Shae Kelley is a little bit of everything on the court.
“She is athletic. She is a competitor; she can put the ball on the floor and get to the hole. She’s versatile, can go inside or outside,” assistant coach Fred Chmiel said of the Gophers forward who recently transferred from Old Dominion.
But off the court, there’s one thing Kelley isn’t: homesick.
The Denver native has bounced around to four schools in as many years, but Kelley said she hasn’t had trouble adjusting to new places.
Kelley enrolled at the University of Colorado in the fall of 2010 but only stayed briefly because the head coach who recruited her, Kathy McConnell-Miller, had been fired just months earlier.
The 6-foot-1-inch forward then took her talents to the Florida panhandle to play at Northwest Florida State College, more than 1,500 miles from her hometown. Kelley redshirted the 2010-11 season but earned junior college All-America honors the next year.
From there, she ventured to Old Dominion in Virginia to play Division I basketball. During her sophomore season, Kelley started every game. And by her junior year, Kelley’s 17.8 points per game were about twice as many as anyone else on the team. She also averaged 9.7 rebounds per game, a team high.
Those are the kind of numbers WNBA players put up while in college — and Kelley has aspirations of going professional.
Playing for a team in a mid-major conference could have hampered her from doing so.
“I know that I was getting looked at a little bit,” Kelley said of her time at Old Dominion. “But I just thought that the best thing for me was to leave and go to a bigger school.”
The move will help her “get more exposure and just get seen a little bit more,” she said.
Kelley should be seen plenty at Minnesota in 2014-15, her final year of eligibility. Not only is Kelley arguably one of the
Gophers’ top three players, but she’s advertised as an athlete who will thrive in new head coach Marlene Stollings’ up-tempo system.
“She’s got a game that fits Coach Stollings’ style to a tee, and you couldn’t ask for more in transition,” assistant coach John Motherwell said. “She’s up and down the court, extremely athletic and can score.”

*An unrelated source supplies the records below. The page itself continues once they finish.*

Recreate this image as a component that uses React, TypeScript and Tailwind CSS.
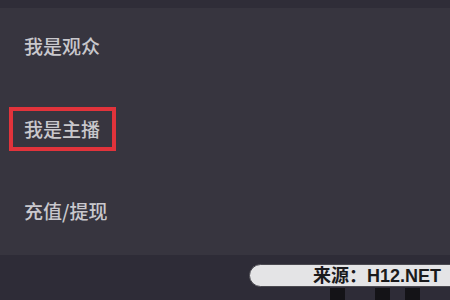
const items = ["我是观众", "我是主播", "充值/提现"];

export default function App() {
  return (
    <div
      className="relative flex h-[300px] w-[450px] flex-col overflow-hidden bg-[#37353f]"
      style={{ fontFamily: '"Noto Sans CJK SC", "Noto Sans", sans-serif' }}
    >
      <div className="h-[8px] bg-[#2f2d38]" />

      <div className="flex flex-1 flex-col items-start">
        <p className="ml-[24px] mt-[28px] text-[19px] font-medium leading-[20px] text-[#c9c8cd]">
          {items[0]}
        </p>
        <div className="ml-[9px] mt-[51px] border-4 border-[#e1333b] py-[8px] pl-[11px] pr-[12px]">
          <p className="text-[19px] font-medium leading-[20px] text-[#c9c8cd]">{items[1]}</p>
        </div>
        <p className="ml-[24px] mt-[50px] text-[19px] font-medium leading-[20px] text-[#c9c8cd]">
          {items[2]}
        </p>
      </div>

      <div className="relative h-[45px] bg-[#2e2c37]">
        {/* watermark */}
        <div className="absolute left-[249px] right-[-12px] top-[9px] flex h-[23px] items-center rounded-full border-[1.5px] border-[#4a4950] bg-[#e4e4e6] pl-[63px]">
          <span
            className="text-[18px] font-bold leading-[20px] text-[#1a1a1c]"
            style={{ fontFamily: '"Liberation Sans", "Noto Sans CJK SC", sans-serif' }}
          >
            来源：H12.NET
          </span>
        </div>
        <div className="absolute left-[330px] top-[33px] h-[12px] w-[15px] bg-[#141317]" />
        <div className="absolute left-[375px] top-[33px] h-[12px] w-[15px] bg-[#141317]" />
        <div className="absolute left-[405px] top-[33px] h-[12px] w-[15px] bg-[#141317]" />
      </div>
    </div>
  );
}
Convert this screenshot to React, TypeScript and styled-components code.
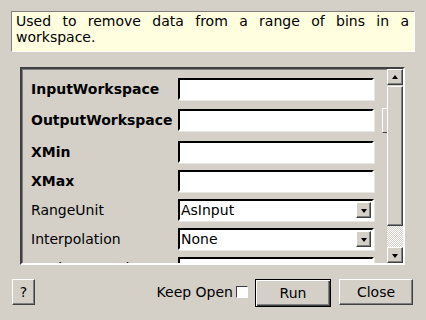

Last season, Minnesota’s role players struggled to produce. Aside from having the Big Ten’s top scorer in Rachel Banham and its top rebounder in Amanda Zahui B., the Gophers were about as consistent as Chris “Birdman” Anderson’s hairstyles.
Kelley has the potential to bridge the gap between Minnesota’s role players and its stars. Stollings said she could play either forward position — providing Chris Bosh-like versatility that’s valuable for teams looking to exploit mismatches.
Then there’s the incumbent star in Banham, who scores at a rate reminiscent of a vintage Dwyane Wade.
Zahui B. plays a different position than LeBron James, but she exudes a similar combination of strength and skill around the basket, which makes her difficult to defend.
Banham, Kelley and Zahui B. make up Minnesota’s own “Big Three,” like that of the NBA’s Miami Heat.
Kelley agreed with the comparison and thinks the newly formed trio will be a handful for teams next season.
“I think we’re going to make a lot of noise this year. That was kind of a reason I was attracted to this school,” she said. “I think that’s going to be tough for a lot of teams, having that third person coming in.”